Exercise prompt →
Go through the data below and copy it exactly, skipping every picture.

Provided material →
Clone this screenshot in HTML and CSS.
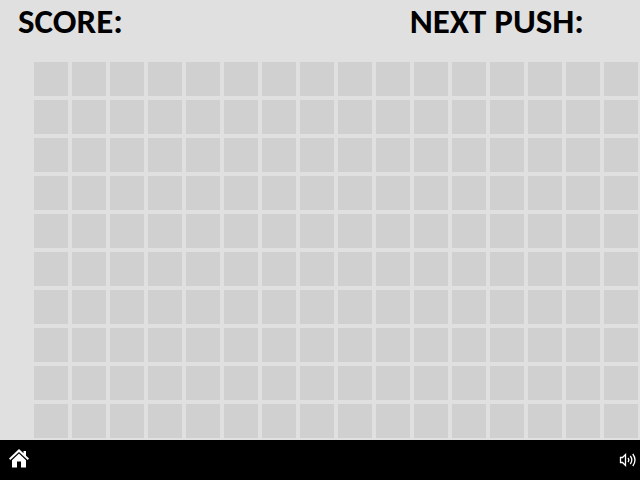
FILE: index.html
```html
<!DOCTYPE html>
<html lang="en">
<head>
<meta charset="utf-8">
<title>Push</title>
<link rel="stylesheet" href="styles.css">
</head>
<body>
<header class="status">
  <h1 class="label">SCORE:</h1>
  <h2 class="label">NEXT PUSH:</h2>
</header>
<main class="board" id="board"></main>
<footer class="toolbar">
  <button class="tool" type="button" aria-label="Home">
    <svg width="20" height="22" viewBox="0 0 20 22" fill="#fff">
      <path d="M10 0 14.5 4.3V2H17v4.7l3 2.9-1.3 1.5L10 2.9 1.3 11.1 0 9.6Z"/>
      <path d="M10 4.6 17 11.2V18.6h-5v-6H8v6H3v-7.4Z"/>
    </svg>
  </button>
  <button class="tool" type="button" aria-label="Sound">
    <svg width="18" height="16" viewBox="0 0 18 16" fill="none" stroke="#fff" stroke-width="1.3">
      <path d="M1.5 5.5H3.5L6.5 2.5V13.5L3.5 10.5H1.5Z"/>
      <path d="M9 6Q10.6 8 9 10M11.3 4Q14.3 8 11.3 12M13.8 2Q18.2 8 13.8 14"/>
    </svg>
  </button>
</footer>
<script src="board.js"></script>
</body>
</html>
```
FILE: styles.css
```css
* {
  box-sizing: border-box;
}

body {
  margin: 0;
  min-height: 100vh;
  display: flex;
  flex-direction: column;
  background: #e0e0e0;
  color: #000;
  font-family: Carlito, Lato, sans-serif;
}

.status {
  display: grid;
  grid-template-columns: 17fr 10fr;
  height: 62px;
  padding: 3px 0 0 18px;
}

.label {
  margin: 0;
  font-size: 35px;
  line-height: 36px;
  font-weight: 700;
  white-space: nowrap;
}

.board {
  flex: 1;
  display: grid;
  grid-template-columns: repeat(16, 34px);
  grid-auto-rows: 34px;
  gap: 4px;
  padding: 0 2px 2px 34px;
}

.cell {
  background: #d0d0d0;
}

.toolbar {
  display: flex;
  justify-content: space-between;
  align-items: center;
  height: 40px;
  padding: 0 3px 0 9px;
  background: #000;
}

.tool {
  display: flex;
  padding: 0;
  border: 0;
  background: none;
}
```
FILE: board.js
```js
const board = document.getElementById("board");
const COLUMNS = 16;
const ROWS = 10;

for (let i = 0; i < COLUMNS * ROWS; i++) {
  const cell = document.createElement("div");
  cell.className = "cell";
  board.append(cell);
}
```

Exercise response →
Clone this screenshot in HTML and CSS.
FILE: index.html
```html
<!DOCTYPE html>
<html lang="en">
<head>
<meta charset="utf-8">
<title>Push</title>
<link rel="stylesheet" href="styles.css">
</head>
<body>
<header class="status">
  <h1 class="label">SCORE:</h1>
  <h2 class="label">NEXT PUSH:</h2>
</header>
<main class="board" id="board"></main>
<footer class="toolbar">
  <button class="tool" type="button" aria-label="Home">
    <svg width="20" height="22" viewBox="0 0 20 22" fill="#fff">
      <path d="M10 0 14.5 4.3V2H17v4.7l3 2.9-1.3 1.5L10 2.9 1.3 11.1 0 9.6Z"/>
      <path d="M10 4.6 17 11.2V18.6h-5v-6H8v6H3v-7.4Z"/>
    </svg>
  </button>
  <button class="tool" type="button" aria-label="Sound">
    <svg width="18" height="16" viewBox="0 0 18 16" fill="none" stroke="#fff" stroke-width="1.3">
      <path d="M1.5 5.5H3.5L6.5 2.5V13.5L3.5 10.5H1.5Z"/>
      <path d="M9 6Q10.6 8 9 10M11.3 4Q14.3 8 11.3 12M13.8 2Q18.2 8 13.8 14"/>
    </svg>
  </button>
</footer>
<script src="board.js"></script>
</body>
</html>
```
FILE: styles.css
```css
* {
  box-sizing: border-box;
}

body {
  margin: 0;
  min-height: 100vh;
  display: flex;
  flex-direction: column;
  background: #e0e0e0;
  color: #000;
  font-family: Carlito, Lato, sans-serif;
}

.status {
  display: grid;
  grid-template-columns: 17fr 10fr;
  height: 62px;
  padding: 3px 0 0 18px;
}

.label {
  margin: 0;
  font-size: 35px;
  line-height: 36px;
  font-weight: 700;
  white-space: nowrap;
}

.board {
  flex: 1;
  display: grid;
  grid-template-columns: repeat(16, 34px);
  grid-auto-rows: 34px;
  gap: 4px;
  padding: 0 2px 2px 34px;
}

.cell {
  background: #d0d0d0;
}

.toolbar {
  display: flex;
  justify-content: space-between;
  align-items: center;
  height: 40px;
  padding: 0 3px 0 9px;
  background: #000;
}

.tool {
  display: flex;
  padding: 0;
  border: 0;
  background: none;
}
```
FILE: board.js
```js
const board = document.getElementById("board");
const COLUMNS = 16;
const ROWS = 10;

for (let i = 0; i < COLUMNS * ROWS; i++) {
  const cell = document.createElement("div");
  cell.className = "cell";
  board.append(cell);
}
```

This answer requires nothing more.